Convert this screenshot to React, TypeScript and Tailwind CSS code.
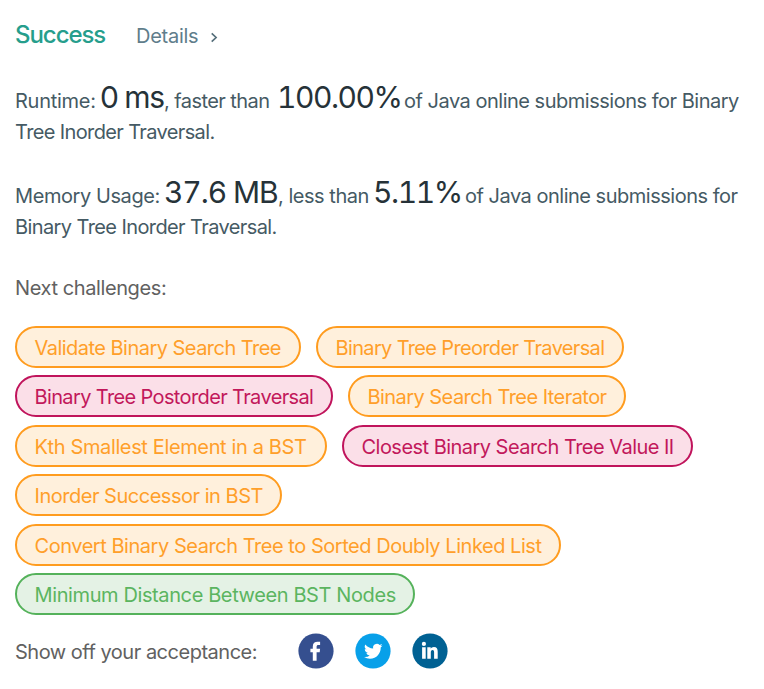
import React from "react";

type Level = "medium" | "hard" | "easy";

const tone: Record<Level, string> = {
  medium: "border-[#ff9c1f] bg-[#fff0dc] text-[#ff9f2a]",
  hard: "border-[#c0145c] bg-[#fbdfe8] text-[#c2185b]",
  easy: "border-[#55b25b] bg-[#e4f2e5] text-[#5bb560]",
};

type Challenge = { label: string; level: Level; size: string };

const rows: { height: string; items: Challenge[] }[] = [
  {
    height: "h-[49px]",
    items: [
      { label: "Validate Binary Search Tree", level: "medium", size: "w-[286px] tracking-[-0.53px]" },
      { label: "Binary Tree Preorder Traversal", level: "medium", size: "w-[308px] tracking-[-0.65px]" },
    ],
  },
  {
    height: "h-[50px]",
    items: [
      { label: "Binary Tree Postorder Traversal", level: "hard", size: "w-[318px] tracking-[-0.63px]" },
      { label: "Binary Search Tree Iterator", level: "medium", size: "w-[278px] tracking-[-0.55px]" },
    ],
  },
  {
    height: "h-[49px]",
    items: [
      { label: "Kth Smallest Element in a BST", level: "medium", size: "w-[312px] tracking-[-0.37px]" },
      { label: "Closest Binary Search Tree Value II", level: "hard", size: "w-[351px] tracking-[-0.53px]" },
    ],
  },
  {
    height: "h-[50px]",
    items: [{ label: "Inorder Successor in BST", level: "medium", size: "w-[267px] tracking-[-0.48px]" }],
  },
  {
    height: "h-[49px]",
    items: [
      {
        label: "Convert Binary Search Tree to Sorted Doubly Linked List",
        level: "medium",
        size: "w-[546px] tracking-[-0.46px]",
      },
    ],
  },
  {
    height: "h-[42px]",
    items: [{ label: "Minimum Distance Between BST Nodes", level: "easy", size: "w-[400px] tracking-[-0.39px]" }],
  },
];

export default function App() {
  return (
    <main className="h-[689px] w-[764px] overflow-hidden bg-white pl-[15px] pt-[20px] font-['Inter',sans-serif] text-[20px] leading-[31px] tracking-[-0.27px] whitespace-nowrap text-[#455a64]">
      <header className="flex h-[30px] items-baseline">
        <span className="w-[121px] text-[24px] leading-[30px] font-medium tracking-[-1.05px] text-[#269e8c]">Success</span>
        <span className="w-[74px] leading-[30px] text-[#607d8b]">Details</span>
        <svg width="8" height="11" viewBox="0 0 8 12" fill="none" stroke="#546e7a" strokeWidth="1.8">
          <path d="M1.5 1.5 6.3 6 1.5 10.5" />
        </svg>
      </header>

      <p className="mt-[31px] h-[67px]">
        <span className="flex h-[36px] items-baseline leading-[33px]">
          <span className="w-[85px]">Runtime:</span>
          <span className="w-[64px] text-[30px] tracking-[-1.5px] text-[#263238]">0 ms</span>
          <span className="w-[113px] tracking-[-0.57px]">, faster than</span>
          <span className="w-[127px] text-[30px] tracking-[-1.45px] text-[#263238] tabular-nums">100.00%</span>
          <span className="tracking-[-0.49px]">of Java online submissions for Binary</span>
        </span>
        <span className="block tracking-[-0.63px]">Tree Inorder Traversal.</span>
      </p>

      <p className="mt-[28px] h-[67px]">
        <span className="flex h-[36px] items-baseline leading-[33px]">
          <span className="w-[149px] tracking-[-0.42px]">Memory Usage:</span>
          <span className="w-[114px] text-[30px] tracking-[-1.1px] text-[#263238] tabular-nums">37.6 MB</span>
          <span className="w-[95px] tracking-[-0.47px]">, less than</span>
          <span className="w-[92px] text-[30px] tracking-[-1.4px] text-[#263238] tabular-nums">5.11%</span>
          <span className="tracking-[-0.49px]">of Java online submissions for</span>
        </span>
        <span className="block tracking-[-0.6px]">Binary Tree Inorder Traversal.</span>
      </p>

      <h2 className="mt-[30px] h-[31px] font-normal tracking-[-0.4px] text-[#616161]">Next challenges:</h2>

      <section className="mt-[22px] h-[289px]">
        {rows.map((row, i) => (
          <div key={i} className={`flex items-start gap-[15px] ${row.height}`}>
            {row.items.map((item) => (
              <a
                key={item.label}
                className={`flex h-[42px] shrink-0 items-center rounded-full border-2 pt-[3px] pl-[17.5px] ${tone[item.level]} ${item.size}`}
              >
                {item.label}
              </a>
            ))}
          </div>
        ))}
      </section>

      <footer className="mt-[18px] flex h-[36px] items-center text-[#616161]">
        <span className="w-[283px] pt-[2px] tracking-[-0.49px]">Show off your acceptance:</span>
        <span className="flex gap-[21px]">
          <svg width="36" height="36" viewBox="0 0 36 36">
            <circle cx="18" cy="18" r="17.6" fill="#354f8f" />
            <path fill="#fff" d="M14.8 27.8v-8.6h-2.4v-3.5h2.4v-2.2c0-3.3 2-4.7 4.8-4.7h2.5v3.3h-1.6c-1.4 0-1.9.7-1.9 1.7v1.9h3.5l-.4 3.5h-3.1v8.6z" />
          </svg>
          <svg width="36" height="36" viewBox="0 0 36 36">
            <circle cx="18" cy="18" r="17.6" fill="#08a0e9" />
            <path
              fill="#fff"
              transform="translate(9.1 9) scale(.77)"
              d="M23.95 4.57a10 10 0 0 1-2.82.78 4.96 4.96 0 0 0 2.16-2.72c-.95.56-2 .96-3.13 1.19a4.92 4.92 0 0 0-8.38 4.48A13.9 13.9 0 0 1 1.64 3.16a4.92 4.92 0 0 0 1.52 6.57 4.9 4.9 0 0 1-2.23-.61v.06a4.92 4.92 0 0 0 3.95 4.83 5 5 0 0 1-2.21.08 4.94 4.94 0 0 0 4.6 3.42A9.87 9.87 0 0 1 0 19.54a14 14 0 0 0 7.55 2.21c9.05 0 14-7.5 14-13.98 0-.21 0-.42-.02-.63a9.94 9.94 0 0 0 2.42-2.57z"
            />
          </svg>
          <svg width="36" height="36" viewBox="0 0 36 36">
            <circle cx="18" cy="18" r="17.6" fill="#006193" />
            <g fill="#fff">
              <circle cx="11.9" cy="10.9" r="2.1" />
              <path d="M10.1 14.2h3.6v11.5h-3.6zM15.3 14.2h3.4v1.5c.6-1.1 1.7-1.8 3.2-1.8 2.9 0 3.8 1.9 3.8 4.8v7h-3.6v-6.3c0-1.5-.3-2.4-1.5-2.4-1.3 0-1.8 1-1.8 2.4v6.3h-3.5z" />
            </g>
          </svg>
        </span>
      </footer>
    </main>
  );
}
§
• _What is required_:
Begin at the first line of the material and copy each line exactly through the one containing "string; level: Level;". Omit pictures.

• _Task result_:
Convert this screenshot to React, TypeScript and Tailwind CSS code.
import React from "react";

type Level = "medium" | "hard" | "easy";

const tone: Record<Level, string> = {
  medium: "border-[#ff9c1f] bg-[#fff0dc] text-[#ff9f2a]",
  hard: "border-[#c0145c] bg-[#fbdfe8] text-[#c2185b]",
  easy: "border-[#55b25b] bg-[#e4f2e5] text-[#5bb560]",
};

type Challenge = { label: string; level: Level; size: string };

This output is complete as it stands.